How to compute forward citations in PATSTAT

patstat
data-science
Published

January 31, 2024

There are two types of patent forward citations in patstat: patent applications and patent publications (that’s why there are 2 steps below).

I didn’t put any conditions in both queries because according to PATSTAT data catalog (page 57), when a publication is not cited CITED_PAT_PUBLN_ID = 0, and when an application is not cited CITED_APPLN_ID = 0.

I start from the premise that I want to compute citations just for a set of patent applications, stored in a table called applnids_w_uk_inv with the following columns: appln_id, docdb_family_id, inpadoc_family_id, appln_filing_year, earliest_filing_year.

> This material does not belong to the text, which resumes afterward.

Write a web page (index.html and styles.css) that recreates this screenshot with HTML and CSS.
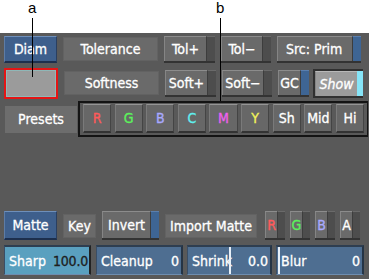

Here, I use SQL queries to compute citations to show the logic, but it is easily adaptable to any other language: R, Python, etc…

List of forward citations

As patent applications

We first create a table with the citations.

CREATE TABLE citations AS
SELECT
  a.appln_id,
  a.docdb_family_id,
  a.inpadoc_family_id,
  a.appln_filing_year,
  a.earliest_filing_year,
  t212.pat_publn_id as `citing_pat_publn_id`,
  t211.appln_id as `citing_appln_id`,
  t201.docdb_family_id as `citing_docdb_family_id`,
  t201.inpadoc_family_id as `citing_inpadoc_family_id`,
  t201.appln_filing_year as `citing_appln_filing_year`,
  t201.earliest_filing_year as `citing_earliest_filing_year`
FROM applnids_w_uk_inv a
JOIN tls212_citation t212 ON a.appln_id = t212.cited_appln_id
JOIN tls211_pat_publn t211 ON t212.pat_publn_id = t211.pat_publn_id
JOIN tls201_appln t201 ON t211.appln_id = t201.appln_id;

As patent publications

Our list of patent are cited as patent publications, we add them to the first results.

INSERT INTO TABLE citations
SELECT
  a.appln_id,
  a.docdb_family_id,
  a.inpadoc_family_id,
  a.appln_filing_year,
  a.earliest_filing_year,
  t212.pat_publn_id as `citing_pat_publn_id`,
  t211b.appln_id as `citing_appln_id`,
  t201.docdb_family_id as `citing_docdb_family_id`,
  t201.inpadoc_family_id as `citing_inpadoc_family_id`,
  t201.appln_filing_year as `citing_appln_filing_year`,
  t201.earliest_filing_year as `citing_earliest_filing_year`
FROM applnids_w_uk_inv a
JOIN tls211_pat_publn t211 ON t211.appln_id = a.appln_id
JOIN tls212_citation t212 ON t211.pat_publn_id = t212.cited_pat_publn_id
JOIN tls211_pat_publn t211b ON t212.pat_publn_id = t211b.pat_publn_id
JOIN tls201_appln t201 ON t211b.appln_id = t201.appln_id;

We remove duplicates if any.

CREATE TABLE citations2
SELECT DISTINCT * FROM citations;

Compute the number of forward citations

There are a lot of different forward citations: patent applications citing patent applications, patent families, in a window of 3 years, 5 years, etc…

Here is a generic query to illustrate how to compute citations. we do it in two steps: first we identify the citations that match the criterias (1 if it matches, 0 otherwise), then we sum them.

CREATE TABLE citations3
SELECT
  *,
  IF(citing_appln_filing_year - appln_filing_year <= 3, 1, 0) AS cit.appln.3yrs,
  IF(citing_inpadoc_filing_year - inpadoc_filing_year <= 3, 1, 0) AS cit.indapoc.3yrs,
  IF(citing_appln_filing_year - appln_filing_year <= 5, 1, 0) AS cit.appln.5yrs,
  ....
FROM citations2;

-- Compute the Ncitations (by appln_id, inpadoc, etc)
-- Example for the appln ids
SELECT
  appln_id,
  SUM(cit.appln.3yrs) AS Ncit.appln.3yrs,
  SUM(cit.appln.5yrs) AS Ncit.appln.5yrs,
  ...
FROM citations3
GROUP BY appln_id;